Exercise:
Go through the lines below and copy each one that holds the string "components".

Material provided:
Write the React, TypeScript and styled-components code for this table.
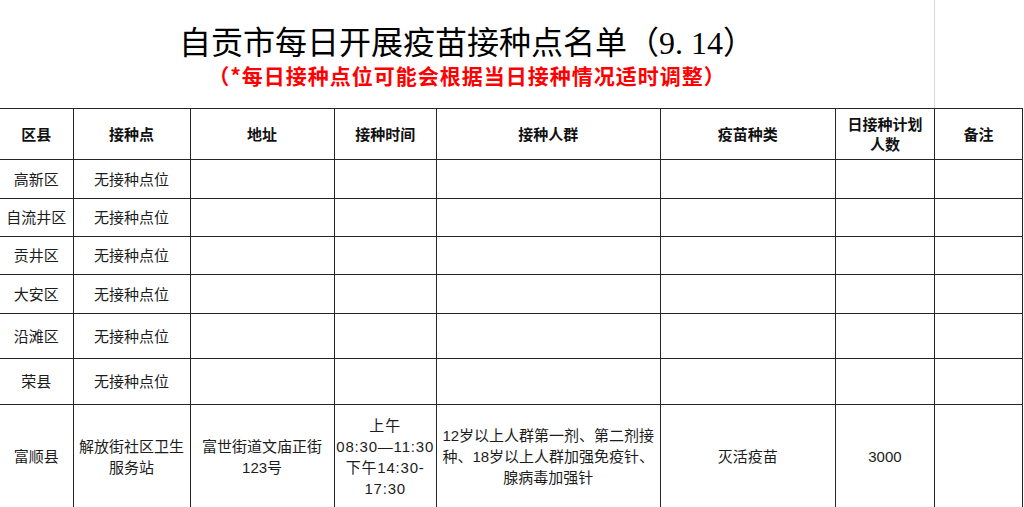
import React from "react";
import styled, { createGlobalStyle } from "styled-components";

const GlobalStyle = createGlobalStyle`
  html, body {
    margin: 0;
    padding: 0;
    background: #ffffff;
    overflow: hidden;
  }
  body {
    font-family: "Liberation Sans", "Noto Sans CJK SC", sans-serif;
    color: #1c1c1c;
    text-spacing-trim: space-all;
  }
`;

const Sheet = styled.div`
  width: 1024px;
  height: 507px;
  overflow: hidden;
  background: #fff;
`;

const TitleBlock = styled.div`
  display: grid;
  grid-template-columns: 934px 88px;
  height: 108px;
`;

const TitleCell = styled.div`
  display: flex;
  flex-direction: column;
  align-items: center;
  padding-top: 24px;
`;

const Gridline = styled.div`
  border-left: 1px solid #dadada;
`;

const Title = styled.h1`
  margin: 0;
  font-family: "Liberation Serif", "Noto Sans CJK SC", serif;
  font-size: 32px;
  font-weight: 400;
  line-height: 38px;
  color: #000;
  white-space: nowrap;
`;

const Note = styled.div`
  font-family: "Noto Sans CJK SC", sans-serif;
  font-size: 21px;
  font-weight: 700;
  line-height: 26px;
  letter-spacing: 1px;
  color: #ff0000;
  white-space: nowrap;
`;

const Table = styled.table`
  width: 1023px;
  table-layout: fixed;
  border-collapse: collapse;
`;

const Col = styled.col<{ $w: number }>`
  width: ${(p) => p.$w}px;
`;

const Row = styled.tr<{ $h: number }>`
  height: ${(p) => p.$h}px;
`;

const HeadCell = styled.th`
  border: 1px solid #262626;
  padding: 0 2px;
  font-family: "Noto Sans CJK SC", sans-serif;
  font-size: 15px;
  font-weight: 700;
  line-height: 20px;
  color: #111;
  text-align: center;
  vertical-align: middle;

  &:first-child {
    border-left: none;
  }
`;

const Cell = styled.td<{ $spaced?: boolean }>`
  border: 1px solid #262626;
  padding: 0;
  font-size: 15px;
  line-height: 21px;
  letter-spacing: ${(p) => (p.$spaced ? "0.8px" : "0")};
  text-align: center;
  vertical-align: middle;
  white-space: nowrap;

  &:first-child {
    border-left: none;
  }
`;

const columns = [73, 117, 144, 102, 224, 175, 99, 88];

const headers: string[][] = [
  ["区县"],
  ["接种点"],
  ["地址"],
  ["接种时间"],
  ["接种人群"],
  ["疫苗种类"],
  ["日接种计划", "人数"],
  ["备注"],
];

const emptyRows = [
  { county: "高新区", h: 39 },
  { county: "自流井区", h: 38 },
  { county: "贡井区", h: 38 },
  { county: "大安区", h: 39 },
  { county: "沿滩区", h: 45 },
  { county: "荣县", h: 46 },
];

const site = {
  county: "富顺县",
  name: ["解放街社区卫生", "服务站"],
  address: ["富世街道文庙正街", "123号"],
  time: ["上午", "08:30—11:30", "下午14:30-", "17:30"],
  crowd: ["12岁以上人群第一剂、第二剂接", "种、18岁以上人群加强免疫针、", "腺病毒加强针"],
  vaccine: "灭活疫苗",
  plan: "3000",
};

function Lines({ items }: { items: string[] }) {
  return (
    <>
      {items.map((t, i) => (
        <React.Fragment key={i}>
          {i > 0 && <br />}
          {t}
        </React.Fragment>
      ))}
    </>
  );
}

export default function App() {
  return (
    <Sheet>
      <GlobalStyle />
      <TitleBlock>
        <TitleCell>
          <Title>自贡市每日开展疫苗接种点名单（9. 14）</Title>
          <Note>（*每日接种点位可能会根据当日接种情况适时调整）</Note>
        </TitleCell>
        <Gridline />
      </TitleBlock>
      <Table>
        <colgroup>
          {columns.map((w, i) => (
            <Col key={i} $w={w} />
          ))}
        </colgroup>
        <thead>
          <Row $h={51}>
            {headers.map((h, i) => (
              <HeadCell key={i}>
                <Lines items={h} />
              </HeadCell>
            ))}
          </Row>
        </thead>
        <tbody>
          {emptyRows.map((r) => (
            <Row key={r.county} $h={r.h}>
              <Cell>{r.county}</Cell>
              <Cell>无接种点位</Cell>
              <Cell />
              <Cell />
              <Cell />
              <Cell />
              <Cell />
              <Cell />
            </Row>
          ))}
          <Row $h={104}>
            <Cell>{site.county}</Cell>
            <Cell>
              <Lines items={site.name} />
            </Cell>
            <Cell>
              <Lines items={site.address} />
            </Cell>
            <Cell $spaced>
              <Lines items={site.time} />
            </Cell>
            <Cell>
              <Lines items={site.crowd} />
            </Cell>
            <Cell>{site.vaccine}</Cell>
            <Cell>{site.plan}</Cell>
            <Cell />
          </Row>
        </tbody>
      </Table>
    </Sheet>
  );
}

Completed exercise:
Write the React, TypeScript and styled-components code for this table.
import styled, { createGlobalStyle } from "styled-components";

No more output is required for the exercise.